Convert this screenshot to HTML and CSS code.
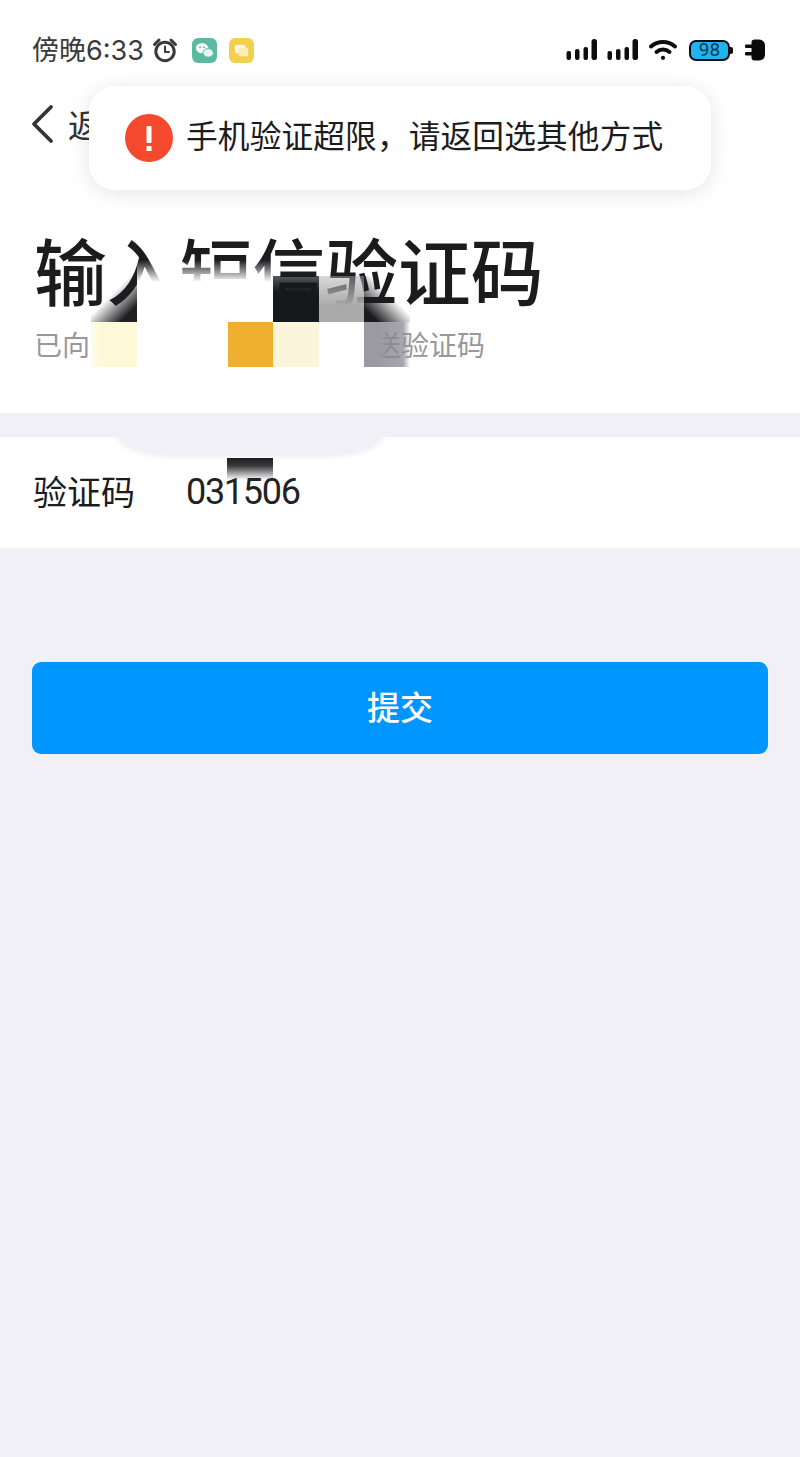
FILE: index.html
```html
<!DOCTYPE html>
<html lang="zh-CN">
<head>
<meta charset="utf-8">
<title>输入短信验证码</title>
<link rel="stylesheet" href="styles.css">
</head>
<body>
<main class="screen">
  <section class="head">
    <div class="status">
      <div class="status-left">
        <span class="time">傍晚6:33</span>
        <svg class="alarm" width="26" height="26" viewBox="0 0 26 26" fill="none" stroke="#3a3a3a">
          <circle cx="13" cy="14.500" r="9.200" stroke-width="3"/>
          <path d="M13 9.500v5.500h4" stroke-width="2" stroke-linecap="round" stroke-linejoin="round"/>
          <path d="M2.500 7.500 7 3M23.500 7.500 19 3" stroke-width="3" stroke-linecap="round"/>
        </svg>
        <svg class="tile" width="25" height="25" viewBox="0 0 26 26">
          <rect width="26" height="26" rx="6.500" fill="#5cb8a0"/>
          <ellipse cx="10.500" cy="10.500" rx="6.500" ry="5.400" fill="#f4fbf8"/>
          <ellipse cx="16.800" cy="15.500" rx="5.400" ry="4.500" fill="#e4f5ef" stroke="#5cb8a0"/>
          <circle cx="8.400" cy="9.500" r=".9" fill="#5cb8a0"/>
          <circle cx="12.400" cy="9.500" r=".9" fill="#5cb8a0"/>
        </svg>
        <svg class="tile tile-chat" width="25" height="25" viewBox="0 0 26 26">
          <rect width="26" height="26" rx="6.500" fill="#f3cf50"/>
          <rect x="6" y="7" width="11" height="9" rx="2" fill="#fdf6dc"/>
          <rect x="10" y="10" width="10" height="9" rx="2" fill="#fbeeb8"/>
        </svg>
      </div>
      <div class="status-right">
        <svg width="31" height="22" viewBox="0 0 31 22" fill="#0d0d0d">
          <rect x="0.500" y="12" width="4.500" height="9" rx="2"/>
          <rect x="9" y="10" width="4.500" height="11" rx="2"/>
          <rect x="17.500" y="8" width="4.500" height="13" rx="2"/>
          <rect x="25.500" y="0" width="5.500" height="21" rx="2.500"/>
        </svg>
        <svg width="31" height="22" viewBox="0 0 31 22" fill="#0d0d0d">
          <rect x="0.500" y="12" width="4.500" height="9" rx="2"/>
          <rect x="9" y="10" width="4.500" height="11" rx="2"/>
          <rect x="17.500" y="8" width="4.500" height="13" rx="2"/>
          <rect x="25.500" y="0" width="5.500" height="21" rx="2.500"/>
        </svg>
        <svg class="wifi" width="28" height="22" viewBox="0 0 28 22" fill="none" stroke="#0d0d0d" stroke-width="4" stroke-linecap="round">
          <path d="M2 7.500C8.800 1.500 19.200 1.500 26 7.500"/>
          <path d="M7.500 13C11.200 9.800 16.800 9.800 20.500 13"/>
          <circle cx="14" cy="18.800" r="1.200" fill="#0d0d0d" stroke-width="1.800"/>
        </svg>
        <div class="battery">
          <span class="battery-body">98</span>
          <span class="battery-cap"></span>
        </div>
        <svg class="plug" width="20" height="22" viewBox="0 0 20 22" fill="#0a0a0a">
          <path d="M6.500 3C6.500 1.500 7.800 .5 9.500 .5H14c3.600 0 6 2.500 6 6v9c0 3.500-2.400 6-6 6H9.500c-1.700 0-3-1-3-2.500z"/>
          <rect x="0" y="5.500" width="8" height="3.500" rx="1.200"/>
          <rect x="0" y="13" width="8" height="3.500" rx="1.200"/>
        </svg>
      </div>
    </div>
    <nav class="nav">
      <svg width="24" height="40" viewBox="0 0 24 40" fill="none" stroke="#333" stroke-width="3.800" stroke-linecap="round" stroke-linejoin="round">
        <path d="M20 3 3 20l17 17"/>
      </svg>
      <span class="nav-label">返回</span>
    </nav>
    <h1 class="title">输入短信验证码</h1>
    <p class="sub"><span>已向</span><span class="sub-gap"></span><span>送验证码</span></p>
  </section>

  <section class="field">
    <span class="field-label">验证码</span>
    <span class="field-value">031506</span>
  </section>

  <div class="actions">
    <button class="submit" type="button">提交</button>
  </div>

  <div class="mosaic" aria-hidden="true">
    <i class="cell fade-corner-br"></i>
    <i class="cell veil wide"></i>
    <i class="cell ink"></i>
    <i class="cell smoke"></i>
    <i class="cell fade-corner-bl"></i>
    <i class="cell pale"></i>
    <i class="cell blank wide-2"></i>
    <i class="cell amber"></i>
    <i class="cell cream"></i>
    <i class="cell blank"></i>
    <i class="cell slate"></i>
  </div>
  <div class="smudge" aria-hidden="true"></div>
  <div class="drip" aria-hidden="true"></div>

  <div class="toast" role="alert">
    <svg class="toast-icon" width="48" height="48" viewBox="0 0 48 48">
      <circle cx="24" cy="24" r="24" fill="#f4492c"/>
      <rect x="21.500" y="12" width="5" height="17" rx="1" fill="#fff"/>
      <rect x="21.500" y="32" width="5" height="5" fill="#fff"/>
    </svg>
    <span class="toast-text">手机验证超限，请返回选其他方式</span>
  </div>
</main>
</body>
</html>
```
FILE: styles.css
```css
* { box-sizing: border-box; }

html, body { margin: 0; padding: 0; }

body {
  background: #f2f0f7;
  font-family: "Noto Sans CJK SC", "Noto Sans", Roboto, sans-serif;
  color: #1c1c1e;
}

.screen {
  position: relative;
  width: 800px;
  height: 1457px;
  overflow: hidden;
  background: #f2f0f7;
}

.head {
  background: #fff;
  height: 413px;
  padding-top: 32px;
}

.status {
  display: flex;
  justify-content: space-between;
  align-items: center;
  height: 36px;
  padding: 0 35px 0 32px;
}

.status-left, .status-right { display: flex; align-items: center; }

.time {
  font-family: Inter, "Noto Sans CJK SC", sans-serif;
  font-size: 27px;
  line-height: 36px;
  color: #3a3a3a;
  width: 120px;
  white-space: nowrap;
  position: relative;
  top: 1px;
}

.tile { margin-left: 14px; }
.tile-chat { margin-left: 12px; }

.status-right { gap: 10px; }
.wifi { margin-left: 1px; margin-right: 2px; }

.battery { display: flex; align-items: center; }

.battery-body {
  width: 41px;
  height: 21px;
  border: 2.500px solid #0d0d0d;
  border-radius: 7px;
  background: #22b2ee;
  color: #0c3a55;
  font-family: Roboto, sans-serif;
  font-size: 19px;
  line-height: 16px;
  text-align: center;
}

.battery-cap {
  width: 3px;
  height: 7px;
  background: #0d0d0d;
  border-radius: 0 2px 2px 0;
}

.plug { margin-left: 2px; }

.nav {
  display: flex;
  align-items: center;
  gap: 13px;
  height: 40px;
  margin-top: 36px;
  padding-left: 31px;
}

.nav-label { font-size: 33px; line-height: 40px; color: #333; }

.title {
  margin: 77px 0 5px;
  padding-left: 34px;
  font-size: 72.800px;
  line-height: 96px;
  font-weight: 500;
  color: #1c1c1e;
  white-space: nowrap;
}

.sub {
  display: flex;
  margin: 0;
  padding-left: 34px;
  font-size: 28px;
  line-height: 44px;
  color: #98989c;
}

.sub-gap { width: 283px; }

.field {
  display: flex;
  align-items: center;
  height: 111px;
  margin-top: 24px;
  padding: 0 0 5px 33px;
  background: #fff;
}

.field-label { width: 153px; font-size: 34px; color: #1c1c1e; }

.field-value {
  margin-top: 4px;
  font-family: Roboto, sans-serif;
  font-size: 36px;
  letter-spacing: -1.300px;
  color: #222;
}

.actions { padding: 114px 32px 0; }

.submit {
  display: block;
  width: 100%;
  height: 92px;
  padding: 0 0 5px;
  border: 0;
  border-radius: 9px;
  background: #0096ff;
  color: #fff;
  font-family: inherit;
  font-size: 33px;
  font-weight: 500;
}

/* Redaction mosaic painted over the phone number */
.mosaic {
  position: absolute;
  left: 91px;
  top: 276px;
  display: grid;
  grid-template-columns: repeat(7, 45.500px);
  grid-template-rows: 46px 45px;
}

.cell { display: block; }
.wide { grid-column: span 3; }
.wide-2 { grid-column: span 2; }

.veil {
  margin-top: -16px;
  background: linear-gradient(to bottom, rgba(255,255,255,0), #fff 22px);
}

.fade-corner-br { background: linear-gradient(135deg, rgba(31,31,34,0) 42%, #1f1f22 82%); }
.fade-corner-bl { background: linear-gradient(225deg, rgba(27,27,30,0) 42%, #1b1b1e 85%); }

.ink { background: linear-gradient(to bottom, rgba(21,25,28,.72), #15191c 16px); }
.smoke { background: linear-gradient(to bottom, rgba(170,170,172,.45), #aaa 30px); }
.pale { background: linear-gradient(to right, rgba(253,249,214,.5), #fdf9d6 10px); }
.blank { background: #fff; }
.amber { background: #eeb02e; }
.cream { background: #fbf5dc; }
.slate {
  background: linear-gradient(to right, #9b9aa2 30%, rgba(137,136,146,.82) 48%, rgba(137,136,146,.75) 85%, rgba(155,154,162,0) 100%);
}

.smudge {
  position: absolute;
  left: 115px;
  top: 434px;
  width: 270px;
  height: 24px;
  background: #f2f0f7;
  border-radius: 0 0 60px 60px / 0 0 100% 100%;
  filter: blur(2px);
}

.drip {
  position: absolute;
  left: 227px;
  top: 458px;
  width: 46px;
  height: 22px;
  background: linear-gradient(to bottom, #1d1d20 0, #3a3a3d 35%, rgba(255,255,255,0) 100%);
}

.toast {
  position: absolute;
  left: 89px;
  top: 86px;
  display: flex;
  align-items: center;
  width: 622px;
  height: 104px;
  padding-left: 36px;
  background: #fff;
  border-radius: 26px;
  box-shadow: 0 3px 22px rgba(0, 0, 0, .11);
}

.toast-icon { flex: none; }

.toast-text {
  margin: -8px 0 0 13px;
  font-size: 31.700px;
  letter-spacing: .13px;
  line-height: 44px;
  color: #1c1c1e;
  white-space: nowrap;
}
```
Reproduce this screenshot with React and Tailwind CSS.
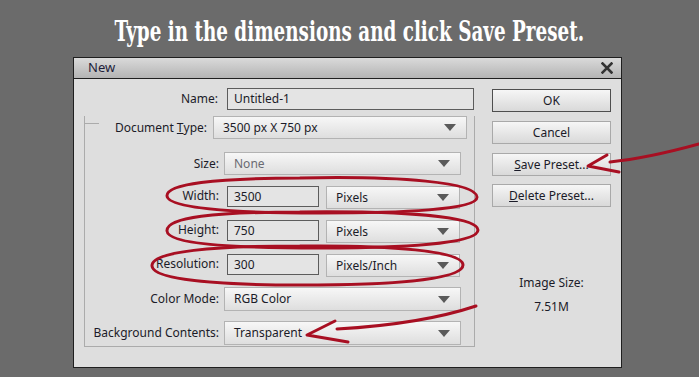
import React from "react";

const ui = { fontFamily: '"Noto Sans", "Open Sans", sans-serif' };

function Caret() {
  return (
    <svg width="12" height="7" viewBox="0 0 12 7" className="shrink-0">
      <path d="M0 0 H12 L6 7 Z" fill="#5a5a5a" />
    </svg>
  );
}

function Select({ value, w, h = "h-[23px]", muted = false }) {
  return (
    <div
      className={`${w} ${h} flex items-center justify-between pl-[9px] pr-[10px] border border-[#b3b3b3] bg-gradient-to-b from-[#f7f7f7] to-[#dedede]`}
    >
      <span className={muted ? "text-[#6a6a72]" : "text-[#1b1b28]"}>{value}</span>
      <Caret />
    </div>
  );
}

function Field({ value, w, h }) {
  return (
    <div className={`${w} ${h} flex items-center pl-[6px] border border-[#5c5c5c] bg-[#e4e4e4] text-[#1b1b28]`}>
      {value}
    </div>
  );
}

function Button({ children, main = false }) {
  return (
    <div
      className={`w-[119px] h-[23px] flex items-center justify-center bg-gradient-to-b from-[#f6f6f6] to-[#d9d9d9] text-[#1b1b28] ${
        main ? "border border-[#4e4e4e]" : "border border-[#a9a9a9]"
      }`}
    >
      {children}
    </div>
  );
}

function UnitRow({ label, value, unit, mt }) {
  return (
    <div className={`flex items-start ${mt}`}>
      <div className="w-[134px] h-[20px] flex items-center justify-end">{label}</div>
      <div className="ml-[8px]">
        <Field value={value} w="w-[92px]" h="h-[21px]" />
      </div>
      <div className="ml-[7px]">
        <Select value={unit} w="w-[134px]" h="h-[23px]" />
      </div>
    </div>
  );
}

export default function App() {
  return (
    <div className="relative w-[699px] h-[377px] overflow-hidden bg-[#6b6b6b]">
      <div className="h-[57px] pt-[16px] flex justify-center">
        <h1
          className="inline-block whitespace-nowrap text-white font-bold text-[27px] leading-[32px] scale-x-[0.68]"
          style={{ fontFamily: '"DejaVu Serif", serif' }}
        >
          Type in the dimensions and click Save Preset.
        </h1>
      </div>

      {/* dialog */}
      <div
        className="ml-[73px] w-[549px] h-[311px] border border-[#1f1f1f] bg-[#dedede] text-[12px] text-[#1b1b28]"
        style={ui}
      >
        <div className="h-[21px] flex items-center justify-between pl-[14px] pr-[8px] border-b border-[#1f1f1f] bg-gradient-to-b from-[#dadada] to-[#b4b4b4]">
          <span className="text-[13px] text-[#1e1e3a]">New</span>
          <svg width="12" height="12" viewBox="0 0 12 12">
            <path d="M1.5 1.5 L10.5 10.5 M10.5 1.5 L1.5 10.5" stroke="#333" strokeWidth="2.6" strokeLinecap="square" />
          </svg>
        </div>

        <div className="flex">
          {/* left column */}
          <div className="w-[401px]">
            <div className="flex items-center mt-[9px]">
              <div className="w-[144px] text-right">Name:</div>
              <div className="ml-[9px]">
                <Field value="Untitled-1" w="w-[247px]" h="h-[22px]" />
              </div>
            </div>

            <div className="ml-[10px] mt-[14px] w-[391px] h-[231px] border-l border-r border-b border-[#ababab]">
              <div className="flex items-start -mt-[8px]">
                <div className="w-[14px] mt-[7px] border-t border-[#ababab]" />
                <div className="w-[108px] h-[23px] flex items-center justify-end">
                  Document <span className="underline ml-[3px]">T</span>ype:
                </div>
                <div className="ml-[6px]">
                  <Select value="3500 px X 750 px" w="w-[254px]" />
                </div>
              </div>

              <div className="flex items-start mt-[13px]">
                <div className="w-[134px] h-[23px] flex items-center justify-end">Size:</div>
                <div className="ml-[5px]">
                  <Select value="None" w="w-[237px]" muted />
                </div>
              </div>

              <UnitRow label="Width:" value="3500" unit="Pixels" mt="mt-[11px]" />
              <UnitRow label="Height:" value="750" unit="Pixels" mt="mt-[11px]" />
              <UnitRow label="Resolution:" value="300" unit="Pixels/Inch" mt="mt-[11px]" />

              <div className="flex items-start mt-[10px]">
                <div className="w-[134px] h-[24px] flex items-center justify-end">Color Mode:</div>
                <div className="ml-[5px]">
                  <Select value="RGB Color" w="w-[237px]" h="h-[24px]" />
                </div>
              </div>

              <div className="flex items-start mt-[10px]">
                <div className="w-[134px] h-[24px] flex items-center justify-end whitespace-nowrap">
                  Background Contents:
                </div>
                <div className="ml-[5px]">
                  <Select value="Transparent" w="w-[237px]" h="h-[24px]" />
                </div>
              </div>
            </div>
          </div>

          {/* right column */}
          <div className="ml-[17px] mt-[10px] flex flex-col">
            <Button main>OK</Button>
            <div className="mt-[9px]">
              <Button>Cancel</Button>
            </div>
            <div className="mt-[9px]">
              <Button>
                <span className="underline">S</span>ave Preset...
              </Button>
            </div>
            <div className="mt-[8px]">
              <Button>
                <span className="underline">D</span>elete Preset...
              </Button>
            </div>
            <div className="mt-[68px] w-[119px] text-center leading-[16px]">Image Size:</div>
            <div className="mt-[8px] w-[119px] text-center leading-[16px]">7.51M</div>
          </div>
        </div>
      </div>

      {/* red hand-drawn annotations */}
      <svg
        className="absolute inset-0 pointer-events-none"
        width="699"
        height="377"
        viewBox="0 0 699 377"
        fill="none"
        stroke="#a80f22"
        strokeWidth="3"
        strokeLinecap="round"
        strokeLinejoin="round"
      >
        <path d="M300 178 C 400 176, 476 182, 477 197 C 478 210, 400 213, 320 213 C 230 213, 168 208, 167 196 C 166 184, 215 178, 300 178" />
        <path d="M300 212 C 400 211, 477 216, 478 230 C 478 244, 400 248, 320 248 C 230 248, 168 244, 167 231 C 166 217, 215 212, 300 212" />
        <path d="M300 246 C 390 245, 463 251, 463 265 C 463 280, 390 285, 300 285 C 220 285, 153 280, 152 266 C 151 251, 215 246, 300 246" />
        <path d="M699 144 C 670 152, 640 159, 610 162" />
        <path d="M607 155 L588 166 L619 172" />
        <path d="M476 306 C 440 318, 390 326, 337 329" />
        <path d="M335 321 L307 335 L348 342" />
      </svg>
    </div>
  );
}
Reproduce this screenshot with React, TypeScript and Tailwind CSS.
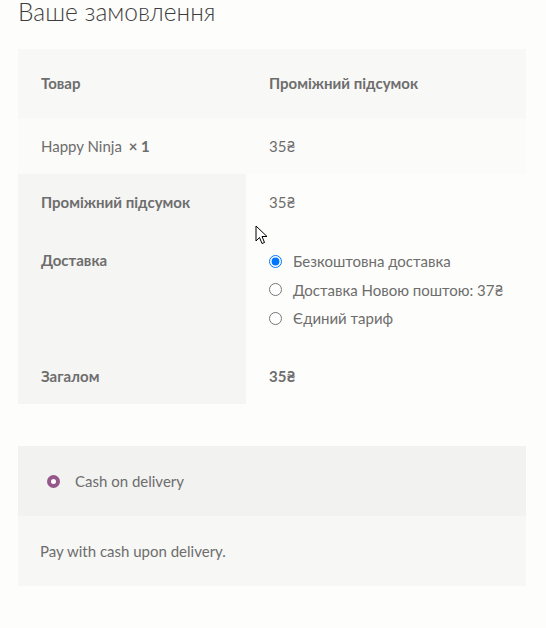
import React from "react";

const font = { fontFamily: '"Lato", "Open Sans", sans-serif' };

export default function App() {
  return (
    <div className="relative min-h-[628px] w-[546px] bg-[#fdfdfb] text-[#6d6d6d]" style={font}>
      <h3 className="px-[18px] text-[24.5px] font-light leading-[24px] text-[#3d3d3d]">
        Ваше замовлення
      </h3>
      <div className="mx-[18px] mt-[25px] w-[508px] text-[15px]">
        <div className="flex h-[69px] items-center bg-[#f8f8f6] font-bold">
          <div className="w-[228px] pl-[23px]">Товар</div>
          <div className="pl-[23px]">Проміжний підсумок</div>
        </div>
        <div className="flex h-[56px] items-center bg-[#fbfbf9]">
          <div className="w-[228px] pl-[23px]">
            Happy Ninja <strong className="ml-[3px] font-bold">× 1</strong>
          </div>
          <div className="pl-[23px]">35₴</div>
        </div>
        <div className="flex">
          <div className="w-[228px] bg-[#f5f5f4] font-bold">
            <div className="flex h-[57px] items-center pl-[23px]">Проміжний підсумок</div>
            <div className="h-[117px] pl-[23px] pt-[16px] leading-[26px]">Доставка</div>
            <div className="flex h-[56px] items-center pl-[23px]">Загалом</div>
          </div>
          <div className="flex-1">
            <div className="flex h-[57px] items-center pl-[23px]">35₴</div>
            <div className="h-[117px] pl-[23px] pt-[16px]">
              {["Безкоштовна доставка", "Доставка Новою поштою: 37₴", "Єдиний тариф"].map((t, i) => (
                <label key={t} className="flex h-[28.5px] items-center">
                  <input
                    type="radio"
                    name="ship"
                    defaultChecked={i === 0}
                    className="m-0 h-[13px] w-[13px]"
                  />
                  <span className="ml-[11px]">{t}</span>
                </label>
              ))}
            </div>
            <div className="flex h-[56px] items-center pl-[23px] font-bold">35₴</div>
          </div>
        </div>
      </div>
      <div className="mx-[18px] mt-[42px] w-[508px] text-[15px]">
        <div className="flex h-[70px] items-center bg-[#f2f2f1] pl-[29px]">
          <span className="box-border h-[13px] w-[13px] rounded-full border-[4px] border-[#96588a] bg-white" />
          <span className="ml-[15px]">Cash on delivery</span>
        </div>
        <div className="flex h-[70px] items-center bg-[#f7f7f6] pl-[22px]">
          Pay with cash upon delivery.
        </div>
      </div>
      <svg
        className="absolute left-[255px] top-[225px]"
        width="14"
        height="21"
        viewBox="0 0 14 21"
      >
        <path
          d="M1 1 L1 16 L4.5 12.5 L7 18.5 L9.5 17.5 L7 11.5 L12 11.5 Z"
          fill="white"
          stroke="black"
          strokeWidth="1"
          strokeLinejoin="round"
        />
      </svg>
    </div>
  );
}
* * * * * * * * *
> [CHALLENGE]
Give only the number of lines that include the word "React".

> [WRITTEN RESPONSE]
4